While the case of the invariant subspace problem for separable Hilbert spaces is still open, several other cases have been settled for topological vector spaces (over the field of complex numbers):
- For finite-dimensional complex vector spaces, every operator admits an eigenvector, so it has a 1-dimensional invariant subspace.
- The conjecture is true if the Hilbert space $H$ is not separable (i.e. if it has an uncountable orthonormal basis). In fact, if $x$ is a non-zero vector in $H$, the norm closure of the linear orbit $[x]$ is separable (by construction) and hence a proper subspace and also invariant.
- von Neumann showed that any compact operator on a Hilbert space of dimension at least 2 has a non-trivial invariant subspace.
- The spectral theorem shows that all normal operators admit invariant subspaces.
- Aronszajn & Smith (1954) proved that every compact operator on any Banach space of dimension at least 2 has an invariant subspace.
- Bernstein & Robinson (1966) proved using non-standard analysis that if the operator $T$ on a Hilbert space is polynomially compact (in other words $p(T)$ is compact for some nonzero polynomial $p$) then $T$ has an invariant subspace.

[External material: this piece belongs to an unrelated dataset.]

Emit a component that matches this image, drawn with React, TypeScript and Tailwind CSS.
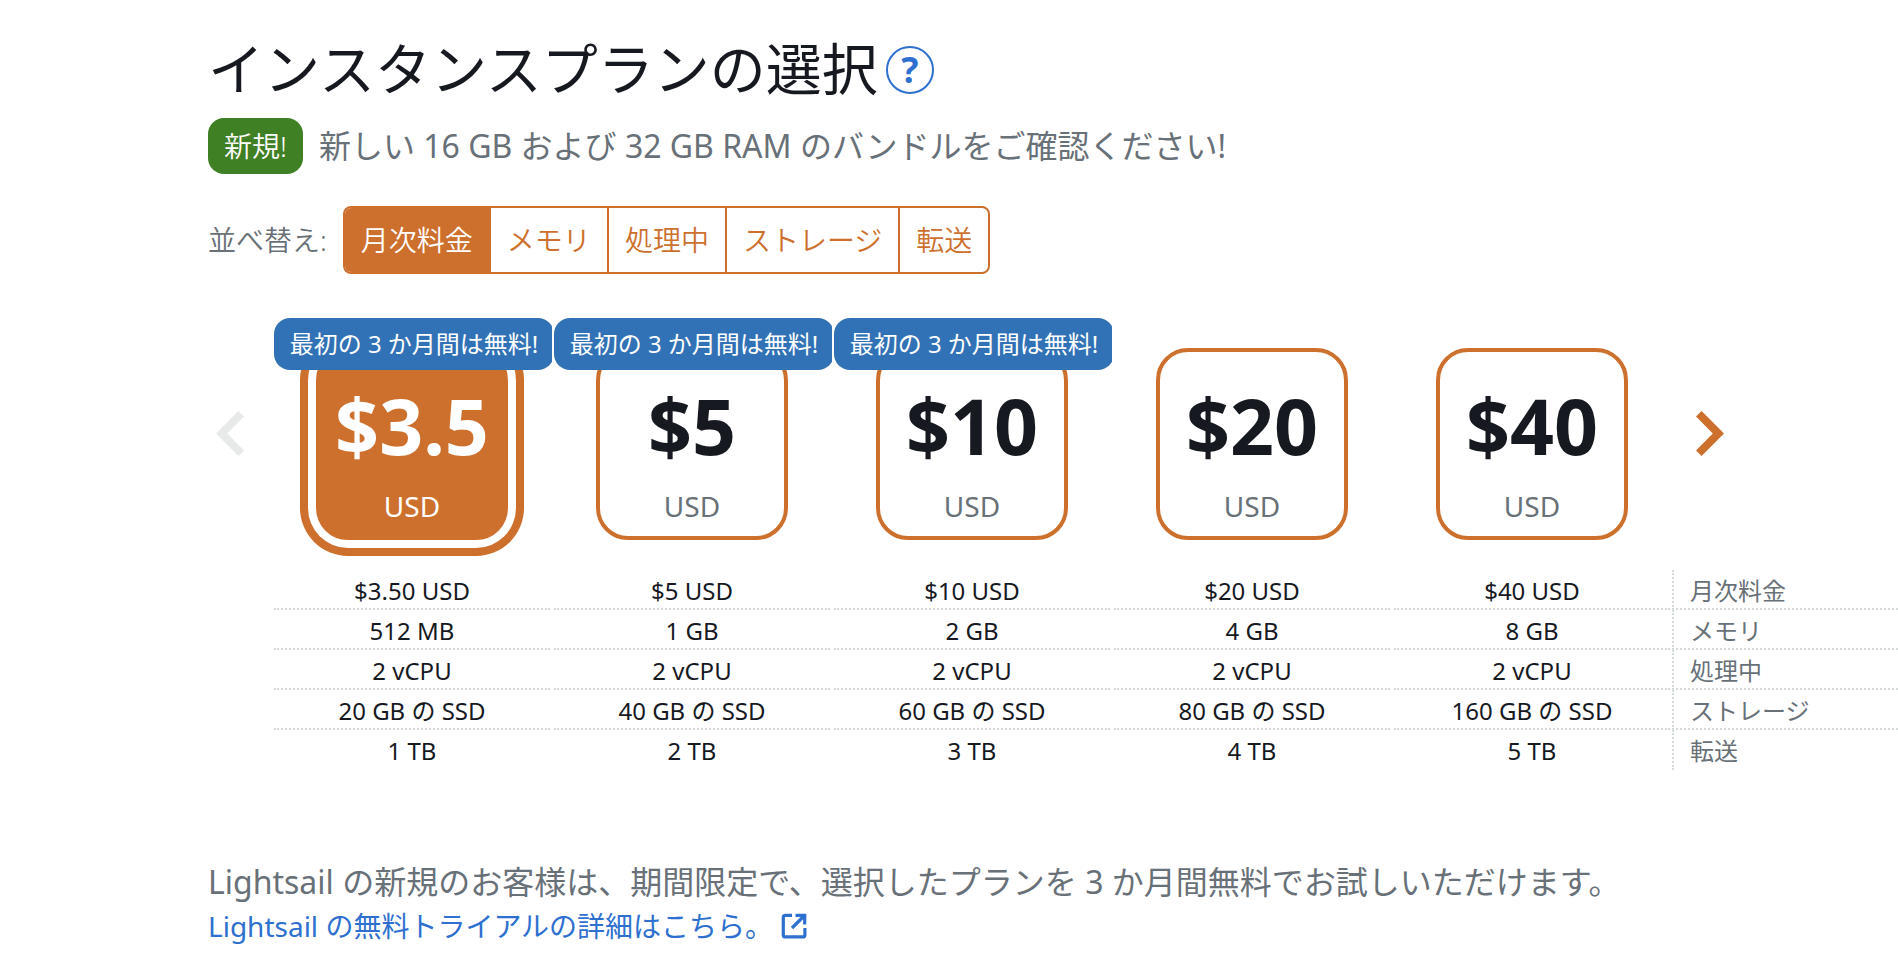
import { useState } from "react"
import clsx from "clsx"

const sortOptions = ["月次料金", "メモリ", "処理中", "ストレージ", "転送"]

const plans = [
  { price: "$3.5", free: true },
  { price: "$5", free: true },
  { price: "$10", free: true },
  { price: "$20", free: false },
  { price: "$40", free: false },
]

const specs = [
  { label: "月次料金", values: ["$3.50 USD", "$5 USD", "$10 USD", "$20 USD", "$40 USD"] },
  { label: "メモリ", values: ["512 MB", "1 GB", "2 GB", "4 GB", "8 GB"] },
  { label: "処理中", values: ["2 vCPU", "2 vCPU", "2 vCPU", "2 vCPU", "2 vCPU"] },
  { label: "ストレージ", values: ["20 GB の SSD", "40 GB の SSD", "60 GB の SSD", "80 GB の SSD", "160 GB の SSD"] },
  { label: "転送", values: ["1 TB", "2 TB", "3 TB", "4 TB", "5 TB"] },
]

function Chevron({ className }: { className?: string }) {
  return (
    <svg viewBox="0 0 28 45" className={clsx("w-7 h-[45px]", className)} fill="currentColor" aria-hidden="true">
      <path d="M22.4 0 28 5.6 11.2 22.5 28 39.4 22.4 45 0 22.5Z" />
    </svg>
  )
}

function ExternalIcon() {
  return (
    <svg viewBox="0 0 26 26" className="w-[26px] h-[26px]" fill="none" stroke="currentColor" strokeWidth="3.2" aria-hidden="true">
      <path d="M11 2.3H4.3a2 2 0 0 0-2 2v17.6a2 2 0 0 0 2 2h17.6a2 2 0 0 0 2-2V15" />
      <path d="M14.5 2.3h9.2v9.2M23.5 2.5 11 15" />
    </svg>
  )
}

export default function App() {
  const [sort, setSort] = useState(0)
  const [selected, setSelected] = useState(0)

  return (
    <main className="min-h-screen overflow-x-hidden bg-white pt-9 pl-52 pb-8 font-['Noto_Sans','Noto_Sans_CJK_JP',sans-serif] text-[#16191f]">
      <div className="flex items-center gap-2">
        <h1 className="text-[56px] leading-[64px]">インスタンスプランの選択</h1>
        <button
          aria-label="ヘルプ"
          className="mt-1 flex h-12 w-12 items-center justify-center rounded-full border-2 border-[#2e70cf] text-[36px] leading-none font-bold text-[#2e70cf]"
        >
          ?
        </button>
      </div>

      <div className="mt-[18px] flex items-center gap-4">
        <span className="rounded-2xl bg-[#3f8024] px-4 text-[28px] leading-[56px] font-[350] text-white">新規!</span>
        <p className="text-[32px] leading-[56px] text-[#687078]">
          新しい 16 GB および 32 GB RAM のバンドルをご確認ください!
        </p>
      </div>

      <div className="mt-8 flex items-center gap-4 text-[28px] font-[350]">
        <span className="text-[#687078]">並べ替え:</span>
        <div className="flex overflow-hidden rounded-lg border-2 border-[#cd702d]">
          {sortOptions.map((option, i) => (
            <button
              key={option}
              onClick={() => setSort(i)}
              aria-pressed={sort === i}
              className={clsx(
                "h-16 border-r-2 border-[#cd702d] px-4 last:border-r-0",
                sort === i ? "bg-[#cd702d] text-white" : "text-[#cd702d]"
              )}
            >
              {option}
            </button>
          ))}
        </div>
      </div>

      <div className="mt-11 flex items-center">
        <button disabled aria-label="前へ" className="w-16 shrink-0 pt-2 pl-2 text-[#e7eae9]">
          <Chevron />
        </button>
        {plans.map((plan, i) => (
          <div key={plan.price} className="relative flex w-[280px] shrink-0 justify-center pt-[30px]">
            {plan.free && (
              <div className="absolute top-0 right-0 left-[2px] z-10 overflow-hidden">
                <div className="w-[280px] rounded-2xl bg-[#3172b7] text-center text-[24px] leading-[52px] whitespace-nowrap text-white">
                  最初の 3 か月間は無料!
                </div>
              </div>
            )}
            <button
              onClick={() => setSelected(i)}
              aria-pressed={selected === i}
              className={clsx(
                "flex h-48 w-48 flex-col items-center rounded-[32px] border-4 border-[#cd702d] pt-8",
                selected === i && "bg-[#cd702d] text-white shadow-[0_0_0_8px_#fff,0_0_0_16px_#cd702d]"
              )}
            >
              <span className="text-[77px] leading-[84px] font-bold">{plan.price}</span>
              <span className={clsx("mt-[18px] text-[28px] leading-10", selected !== i && "text-[#687078]")}>USD</span>
            </button>
          </div>
        ))}
        <button aria-label="次へ" className="shrink-0 pt-2 pl-6 text-[#cd702d]">
          <Chevron className="rotate-180" />
        </button>
      </div>

      <div className="mt-[30px] pl-16">
        <table className="w-full table-fixed text-[24px] leading-[42px]">
          <tbody>
            {specs.map((row) => (
              <tr key={row.label} className="group">
                {row.values.map((value, i) => (
                  <td key={i} className="w-[280px] px-[2px]">
                    <div className="h-10 border-b-2 border-dotted border-[#d5dbdb] text-center group-last:border-b-0">
                      {value}
                    </div>
                  </td>
                ))}
                <th scope="row" className="p-0 text-left font-normal text-[#687078]">
                  <div className="h-10 border-b-2 border-l-2 border-dotted border-[#d5dbdb] pl-4 group-last:border-b-0">
                    {row.label}
                  </div>
                </th>
              </tr>
            ))}
          </tbody>
        </table>
      </div>

      <div className="mt-[90px]">
        <p className="text-[32px] leading-[44px] text-[#687078]">
          Lightsail の新規のお客様は、期間限定で、選択したプランを 3 か月間無料でお試しいただけます。
        </p>
        <a href="#free-trial" className="inline-flex items-center gap-2 text-[28px] leading-[44px] text-[#2e70cf]">
          Lightsail の無料トライアルの詳細はこちら。
          <ExternalIcon />
        </a>
      </div>
    </main>
  )
}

Their proof uses the original idea of embedding the infinite-dimensional Hilbert space in a hyperfinite-dimensional Hilbert space (see Non-standard analysis#Invariant subspace problem).
- Halmos (1966), after having seen Robinson's preprint, eliminated the non-standard analysis from it and provided a shorter proof in the same issue of the same journal.

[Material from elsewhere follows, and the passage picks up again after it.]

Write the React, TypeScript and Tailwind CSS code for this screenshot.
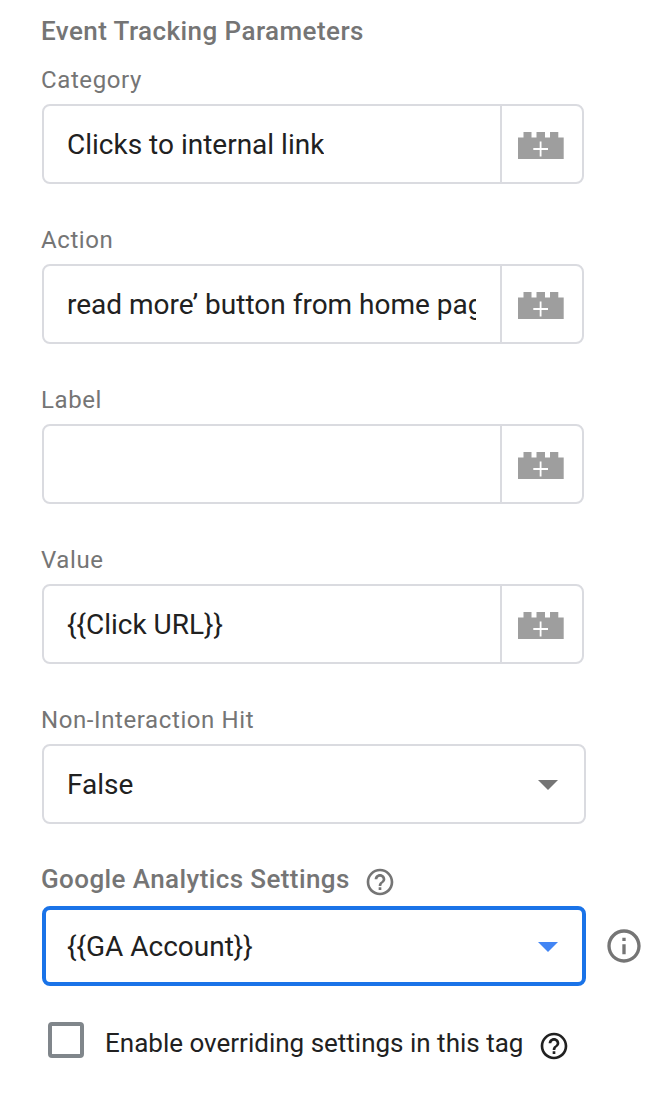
import React from 'react';

function Brick() {
  return (
    <svg width="46" height="27" viewBox="0 0 46 27" className="mt-[3px] block">
      <path fill="#9e9e9e" d="M0 5.500h5.500V0h8v5.500h5V0h8.500v5.500h5V0h8.300v5.500h5.400V27H0z" />
      <path stroke="#fff" strokeWidth="1.800" d="M15.300 17h14.700M22.600 9.600v14.800" />
    </svg>
  );
}

function Help({ className }: { className: string }) {
  return (
    <svg viewBox="0 0 24 24" fill="currentColor" className={className}>
      <path d="M11 18h2v-2h-2v2zm1-16C6.480 2 2 6.480 2 12s4.480 10 10 10 10-4.480 10-10S17.520 2 12 2zm0 18c-4.410 0-8-3.590-8-8s3.590-8 8-8 8 3.590 8 8-3.590 8-8 8zm0-14c-2.210 0-4 1.790-4 4h2c0-1.100.9-2 2-2s2 .9 2 2c0 2-3 1.750-3 5h2c0-2.250 3-2.500 3-5 0-2.210-1.790-4-4-4z" />
    </svg>
  );
}

function Label({ children }: { children: string }) {
  return (
    <div className="ml-[-1px] h-[40px] pt-[2px] text-[24px] leading-[28px] tracking-[0.6px] text-[#757575]">{children}</div>
  );
}

function Field({ label, value }: { label: string; value: string }) {
  return (
    <div className="h-[160px]">
      <Label>{label}</Label>
      <div className="flex h-[80px] w-[542px] rounded-[8px] border-2 border-[#dadbe0]">
        <div className="flex w-[456px] items-center pl-[23px] pr-[24px] pt-[2px]">
          <div className="overflow-hidden whitespace-nowrap text-[28px] leading-[40px] text-[#212121]">{value}</div>
        </div>
        <div className="flex flex-1 items-center border-l-2 border-[#dadbe0] pl-[16px]"><Brick /></div>
      </div>
    </div>
  );
}

export default function App() {
  return (
    <main className="h-[1096px] w-[652px] overflow-hidden bg-white pl-[42px] font-['Roboto',sans-serif]">
      <h2 className="ml-[-1px] h-[64px] pt-[16px] text-[26px] font-medium leading-[30px] tracking-[0.43px] text-[#757575]">Event Tracking Parameters</h2>
      <Field label="Category" value="Clicks to internal link" />
      <Field label="Action" value="read more’ button from home page" />
      <Field label="Label" value="" />
      <Field label="Value" value="{{Click URL}}" />
      <Label>Non-Interaction Hit</Label>
      <div className="flex h-[80px] w-[544px] items-center justify-between rounded-[8px] border-2 border-[#dadbe0] pl-[23px] pr-[26px] pt-[2px] text-[28px] text-[#212121]">
        False
        <svg width="20" height="10" viewBox="0 0 20 10"><path fill="#757575" d="M0 0h20L10 10z" /></svg>
      </div>
      <div className="ml-[-1px] flex h-[82px] items-start pt-[40px] text-[26px] font-medium leading-[30px] tracking-[0.4px] text-[#757575]">
        Google Analytics Settings
        <Help className="ml-[14.500px] mt-[2px] h-[32px] w-[32px]" />
      </div>
      <div className="flex items-center">
        <div className="flex h-[80px] w-[544px] items-center justify-between rounded-[8px] border-4 border-[#1a73e8] pl-[21px] pr-[24px] pt-[2px] text-[28px] text-[#212121]">
          {'{{GA Account}}'}
          <svg width="20" height="10" viewBox="0 0 20 10"><path fill="#4285f4" d="M0 0h20L10 10z" /></svg>
        </div>
        <svg viewBox="0 0 24 24" className="ml-[17.500px] h-[40px] w-[40px]" fill="#757575">
          <path d="M11 7h2v2h-2zm0 4h2v6h-2zm1-9C6.480 2 2 6.480 2 12s4.480 10 10 10 10-4.480 10-10S17.520 2 12 2zm0 18c-4.410 0-8-3.590-8-8s3.590-8 8-8 8 3.590 8 8-3.590 8-8 8z" />
        </svg>
      </div>
      <div className="flex h-[108px] items-center pl-[6px]">
        <div className="h-[36px] w-[36px] rounded-[4px] border-4 border-[#80868b]" />
        <span className="ml-[21px] mt-[6px] text-[26px] text-[#212121]">Enable overriding settings in this tag</span>
        <Help className="ml-[14.600px] mt-[12px] h-[32px] w-[32px] text-[#212121]" />
      </div>
    </main>
  );
}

- Lomonosov (1973) gave a very short proof using the Schauder fixed point theorem that if the operator $T$ on a Banach space commutes with a non-zero compact operator then $T$ has a non-trivial invariant subspace. This includes the case of polynomially compact operators because an operator commutes with any polynomial in itself. More generally, he showed that if $S$ commutes with a non-scalar operator $T$ that commutes with a non-zero compact operator, then $S$ has an invariant subspace.
- The first example of an operator on a Banach space with no non-trivial invariant subspaces was found by Enflo (1976, 1987), and his example was simplified by Beauzamy (1985).
- The first counterexample on a "classical" Banach space was found by Read (1984, 1985), who described an operator on the classical Banach space $l_1$ with no invariant subspaces.
- Later Read (1988) constructed an operator on $l_1$ without even a non-trivial closed invariant subset, that is that for every vector $x$ the set $\{ T^{n}(x)\,:\, n \ge 0\}$ is dense, in which case the vector is called hypercyclic (the difference with the case of cyclic vectors is that we are not taking the subspace generated by the points $\{ T^{n}(x)\,:\, n \ge 0\}$ in this case).
- Atzmon (1983) gave an example of an operator without invariant subspaces on a nuclear Fréchet space.
- Śliwa (2008) proved that any infinite-dimensional Banach space of countable type over a non-Archimedean field admits a bounded linear operator without a non-trivial closed invariant subspace. This completely solves the non-Archimedean version of this problem, posed by van Rooij and Schikhof in 1992.
- Argyros & Haydon (2011) gave the construction of an infinite-dimensional Banach space such that every continuous operator is the sum of a compact operator and a scalar operator, so in particular every operator has an invariant subspace.